Kantar CEO on how a private equity sale will help deliver speed and scale for clients
Kantar has unveiled a suite of new AI tools designed to help brands better build and measure global campaigns, an investment its chief executive Eric Salama said squares with his vision for a faster, more technology-driven business post-sale.
WPP announced plans to sell off the research and consulting arm last year
WPP announced plans to sell off the research and consulting arm last year. Though the ad giant's chief executive Mark Read has said it will retain between a “25% to 40%” stake in the business, Salama confirmed to The Drum that it was currently in talks with several private equity companies who were interested in majority ownership, and that it would be able to share more “in the next few weeks”.
“It’s all private equity companies we’re talking to, we’re not talking to any strategic buyers. We’re not talking to Accenture or Nielsen or any company like that. So [the buyer will be] a private equity company,” Salama said.
Suggesting that talks were underway with one particular buyer, Salama added: “We’ve engaged with them and we’re right in the middle of that process in the moment. We’ve got to know them pretty well and they’re people who share an ambition for growth. They want to grow Kantar and scale it and they want to make it a much more tech-driven business in every aspect.”
Salama stopped short of naming interested parties, but a separate source with knowledge of the matter told The Drum that Bain, Apollo, Platinum and Vista have been circling the business.
Earlier this year, Kantar consolidated all of its individual brands and services into its flagship brand, retiring silos like Kantar Media, Kantar Millward Brown, Lightspeed and Kantar Worldpanel, as well as all of its country-specific brands.
Now as it primes for a sale it has doubled down on its AI capabilities, investing in new features for clients it claims will help them “more efficiently and accurately build and measure campaigns that have a global impact”.
These new tools, launched during Cannes Lions include ‘context lab’, which helps clients plan media by showcasing how content performs in different environments before it goes live, as well as something it’s calling 'enhanced visual analytics', a service that analyses millions of social media images to let advertisers see how their brands are being photographed and filmed by people on platforms like Instagram.

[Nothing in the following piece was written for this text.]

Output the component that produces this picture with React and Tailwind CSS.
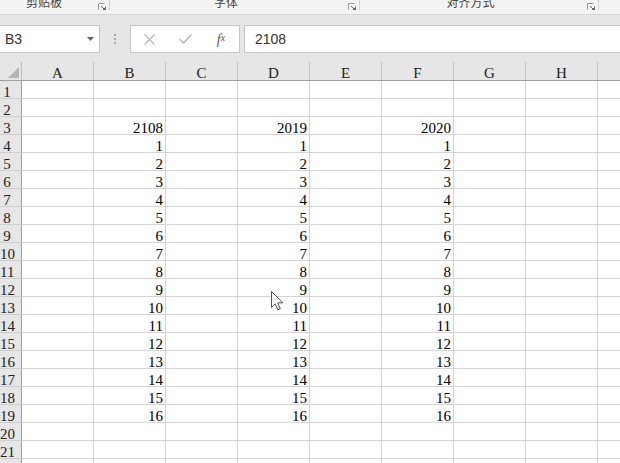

Elsewhere, ‘creative transport’ forecasts how well ads that have already launched in one geographical market will perform in other locales while ‘balanced attribution’ helps clients balance performance marketing with brand building by suggesting the best media channels for both.
The likes of Coca-Cola and Hulu have already been testing the features, with Coke saving up to 30% in production costs by using creative transport to repurpose creative executions.
Salama said the launch illustrates clearly how “innovation delivers meaningful impact” for clients across the whole marketing cycle.
Post-sale, he said, the focus will be on investing in technology that allows the business to work harder, better and faster for clients. And a private equity sale, he believes, will see Kantar’s own model and processes evolve faster.
“We’re headed in the same direction that we're going in at the moment, but we [want to] just go there much, much faster,” he explained.
“That means really infusing technology into all of the data and insights that we generate and making them much more real-time and much more predictive… we do that at the moment but it’s still a bit too clunky for my liking – we need to make that automated, faster, on a dashboard and in real-time.”
Saying the notion “private equity comes in and slashes everything” was “completely at odds” with the conversations he was engaged in, Salama said the buyer that Kantar is in talks with holds a “fundamental shared belief” in where his team want to take the business.
“There’s lots of things we can do in a private market setting,” he added, insisting the agility the sale would offer the business wasn’t predicated on breaking free from the fetters of a holding company.
“It’s not so much about [being part of a] holding company or not. WPP has said it’s got $200m for investment each year – we could consume three-times that in any given year just by ourselves and our share of that $200m just now would probably by $40m.
“So in terms of acquiring new capabilities, investing to scale things up and fusing technology – all of that is easier in the private market context with a different type of owner than it is when you’re a public company.”
When asked about the internal impact that would come with the change of hands, Salama wasn’t convinced there would be a big change in culture.
“Yes and no. Like any big public company, everything is a bit slower and more bureaucratic. Post-sale I hope that Kantar becomes a lot faster in terms of our decision making and that people are much more accountable for their decisions.
“I hope that we’ll be more empowered and empower people more. At one level I don’t think the culture will change, but at another level, we're [looking for] speed to get things done in a different way and faster.”